B. A. – Votre groupe de travail est très ouvert.
Bessora – Nous nous sommes tournés vers des auteurs qui traitent des assignations identitaires dans leur œuvre ou bien dans leurs recherches. Par exemple Alison Rice, une universitaire américaine, qui a mené voici une dizaine d’années des entretiens audiovisuels avec des personnalités aussi diverses que Julia Kristeva, Shumona Sinha, Pia Pertersen, Fatou Diome, moi-même également, sur le sujet des assignations identitaires et des classifications ethniques et/ ou de genre. À la suite de cette enquête, Alison Rice a publié Francophone Metronome, ouvrage qui n’est pas encore traduit en français.
Nous avons convenu de faire un montage à partir de ces entretiens, et d’organiser, en collaboration avec son université, une rencontre à la mi-juin 2023, en France, avec Alison Rice et certaines des personnes qu’elle avait interrogées, pour leur demander, dix ans après ces entretiens, ce qu’elles pensent aujourd’hui de cette question.
C’est ainsi que Shumona Sinha, qui vient de publier L’autre nom du bonheur était français, a rejoint notre groupe de travail. Dans son livre elle identifie la catégorie « Francophonie » comme une assignation identitaire et comme une injonction de contenu.
Kaoutar Harchi, autrice et sociologue, suit nos travaux en tant que sociologue.
B. A. – Qu’est-ce qu’une injonction de contenu ?
Bessora – Vous êtes un auteur, dit francophone, donc vous allez parler d’Afrique dite noire, de colonisation, d’esclavage, de migration et vos personnages sont censés être ou représenter des stéréotypes dits africains.
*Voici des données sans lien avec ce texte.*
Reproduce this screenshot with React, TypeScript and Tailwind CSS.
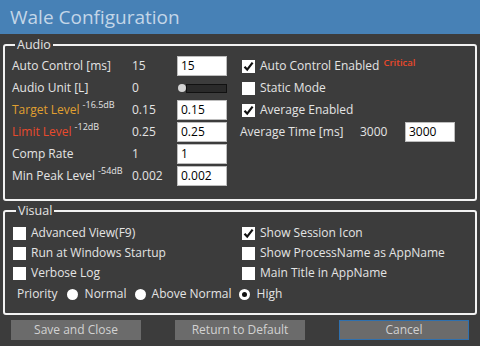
import React from "react";

type LevelRow = {
  label: string;
  labelClass?: string;
  db?: string;
  value: string;
  input?: string;
  slider?: boolean;
};

const audioRows: LevelRow[] = [
  { label: "Auto Control [ms]", value: "15", input: "15" },
  { label: "Audio Unit [L]", value: "0", slider: true },
  { label: "Target Level", labelClass: "text-[#e0a030]", db: "-16.5dB", value: "0.15", input: "0.15" },
  { label: "Limit Level", labelClass: "text-[#e84a2c]", db: "-12dB", value: "0.25", input: "0.25" },
  { label: "Comp Rate", value: "1", input: "1" },
  { label: "Min Peak Level", db: "-54dB", value: "0.002", input: "0.002" },
];

function Check({ checked }: { checked?: boolean }) {
  return (
    <span className="flex h-[13px] w-[13px] shrink-0 items-center justify-center bg-white">
      {checked && (
        <svg width="11" height="11" viewBox="0 0 11 11">
          <path d="M1.5 5.8 L4.2 8.6 L9.6 1.6" fill="none" stroke="#111" strokeWidth="2.2" />
        </svg>
      )}
    </span>
  );
}

function CheckRow({ label, checked }: { label: string; checked?: boolean }) {
  return (
    <div className="flex h-[20px] items-center gap-[5px]">
      <Check checked={checked} />
      <span>{label}</span>
    </div>
  );
}

function Radio({ checked }: { checked?: boolean }) {
  return (
    <span className="flex h-[11px] w-[11px] items-center justify-center rounded-full bg-white">
      {checked && <span className="h-[5px] w-[5px] rounded-full bg-[#111]" />}
    </span>
  );
}

function TextBox({ value }: { value: string }) {
  return (
    <div className="flex h-[20px] w-[50px] items-center border border-[#bdbdbd] bg-white pl-[3px] text-[12px] text-black">
      {value}
    </div>
  );
}

function Button({ label, primary }: { label: string; primary?: boolean }) {
  return (
    <button
      className={
        "flex h-[20px] w-[130px] items-center justify-center bg-[#6b6b6b] text-[12px] text-[#d2d2d2] " +
        (primary ? "border border-[#2f70ae]" : "")
      }
    >
      {label}
    </button>
  );
}

export default function App() {
  return (
    <div className="h-[346px] w-[480px] overflow-hidden bg-[#3c3c3c] font-['Open_Sans',sans-serif] text-[12px] text-[#e4e4e4]">
      {/* title bar */}
      <div className="flex h-[34px] items-center bg-[#4781b6] pl-[10px] text-[19px] text-[#c3d6e8]">
        Wale Configuration
      </div>

      {/* Audio */}
      <fieldset className="mx-[3px] mt-[3px] rounded-[3px] border-2 border-[#f2f2f2] pb-[12px] pl-[7px]">
        <legend className="ml-[3px] px-[2px] text-[12.5px] leading-[16px]">Audio</legend>
        <div className="flex pt-[2px]">
          <div className="flex w-[230px] flex-col">
            {audioRows.map((r) => (
              <div key={r.label} className="flex h-[22px] items-center">
                <div className="flex w-[120px] items-start">
                  <span className={r.labelClass}>{r.label}</span>
                  {r.db && <span className="relative -top-[3px] ml-[3px] text-[9px]">{r.db}</span>}
                </div>
                <span className="w-[45px]">{r.value}</span>
                {r.input && <TextBox value={r.input} />}
                {r.slider && (
                  <div className="flex items-center">
                    <span className="ml-[1px] h-[8px] w-[8px] rounded-full bg-[#d4d4d4]" />
                    <span className="h-[9px] w-[41px] border border-[#111] bg-[#2a2a2a]" />
                  </div>
                )}
              </div>
            ))}
          </div>
          <div className="flex flex-col">
            <div className="flex h-[22px] items-center gap-[5px]">
              <Check checked />
              <span>Auto Control Enabled</span>
              <span className="relative -top-[3px] -ml-[1px] text-[9.5px] font-semibold text-[#e8482a]">Critical</span>
            </div>
            <div className="flex h-[22px] items-center gap-[5px]">
              <Check />
              <span>Static Mode</span>
            </div>
            <div className="flex h-[22px] items-center gap-[5px]">
              <Check checked />
              <span>Average Enabled</span>
            </div>
            <div className="-ml-[2px] flex h-[22px] items-center">
              <span className="w-[120px]">Average Time [ms]</span>
              <span className="w-[45px]">3000</span>
              <TextBox value="3000" />
            </div>
          </div>
        </div>
      </fieldset>

      {/* Visual */}
      <fieldset className="mx-[3px] mt-[2px] rounded-[3px] border-2 border-[#f2f2f2] pb-[8px] pl-[8px]">
        <legend className="ml-[3px] px-[2px] text-[12.5px] leading-[16px]">Visual</legend>
        <div className="flex pt-[4px]">
          <div className="flex w-[229px] flex-col">
            <CheckRow label="Advanced View(F9)" />
            <CheckRow label="Run at Windows Startup" />
            <CheckRow label="Verbose Log" />
          </div>
          <div className="flex flex-col">
            <CheckRow label="Show Session Icon" checked />
            <CheckRow label="Show ProcessName as AppName" />
            <CheckRow label="Main Title in AppName" />
          </div>
        </div>
        <div className="flex h-[22px] items-center pl-[4px]">
          <span>Priority</span>
          <span className="ml-[9px] flex items-center gap-[7px]">
            <Radio />
            Normal
          </span>
          <span className="ml-[8px] flex items-center gap-[6px]">
            <Radio />
            Above Normal
          </span>
          <span className="ml-[7px] flex items-center gap-[7px]">
            <Radio checked />
            High
          </span>
        </div>
      </fieldset>

      {/* buttons */}
      <div className="flex justify-between px-[11px] pt-[5px]">
        <Button label="Save and Close" />
        <Button label="Return to Default" />
        <Button label="Cancel" primary />
      </div>
    </div>
  );
}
Vous êtes une femme, donc vous allez parler de condition féminine, de corps, de gestation pour autrui, au nom de toutes les femmes, comme si elles pensaient toutes la même chose.
B. A. – Si vous n’en parlez pas, que se passe-t-il ?
Bessora – Eh bien si vous êtes Proust, aujourd’hui votre œuvre risque d’être invisibilisée parce que vous ne portez pas la cause homosexuelle… Le sujet ne coïncide pas aux attentes, qui sont liées à l’identité qu’on vous prête. C’est là que s’inscrit le lien avec la liberté de création. On peut penser qu’être auteur, c’est pouvoir devenir autre ! Une empathie est nécessaire pour entrer dans la peau de personnages qui sont éloignés de soi. Les Orphelins, mon dernier livre publié, parle d’orphelins de guerre allemands envoyés en Afrique du Sud après la guerre, pour y être adoptés. Alors qu’on pourrait attendre de moi un texte par exemple sur le métissage, ou un engagement panafricain. J’ai pu entendu des questions du type : « Pourquoi elle a mis des enfants blancs en couverture ? »
B. A. – Quels sont les axes de votre réflexion ?
Bessora – Nous avons une note de Jean-Loup Amselle, anthropologue et ethnologue, qui retrace l’historique de ces concepts, depuis la « Négritude », jusqu’aux notions de post-colonialisme et de décolonialisme, en passant par celle de « Francophonie ». Shumona Sinha va rédiger également une note sur la catégorie « Francophone ». J’écris pour ma part une note satirique pour questionner toutes ces catégories et leur implication sur la liberté de création. Ces notes nourriront une publication sous l’égide du Snac.
Nous préparons aussi quatre webinaires, dont le premier, qui aura lieu au deuxième trimestre 2023, dressera un état des lieux, pour poser la problématique, donnera des exemples, exposera notre objectif, qui est d’interpeller non seulement les pouvoirs publics, les institutions, mais aussi la chaîne du livre, afin que les auteurs aient droit à une autodétermination et à une rectification.
À la suite de la rencontre avec Alison Rice nous organiserons l’année suivante un colloque plus large sur ces questions, qui reviennent régulièrement.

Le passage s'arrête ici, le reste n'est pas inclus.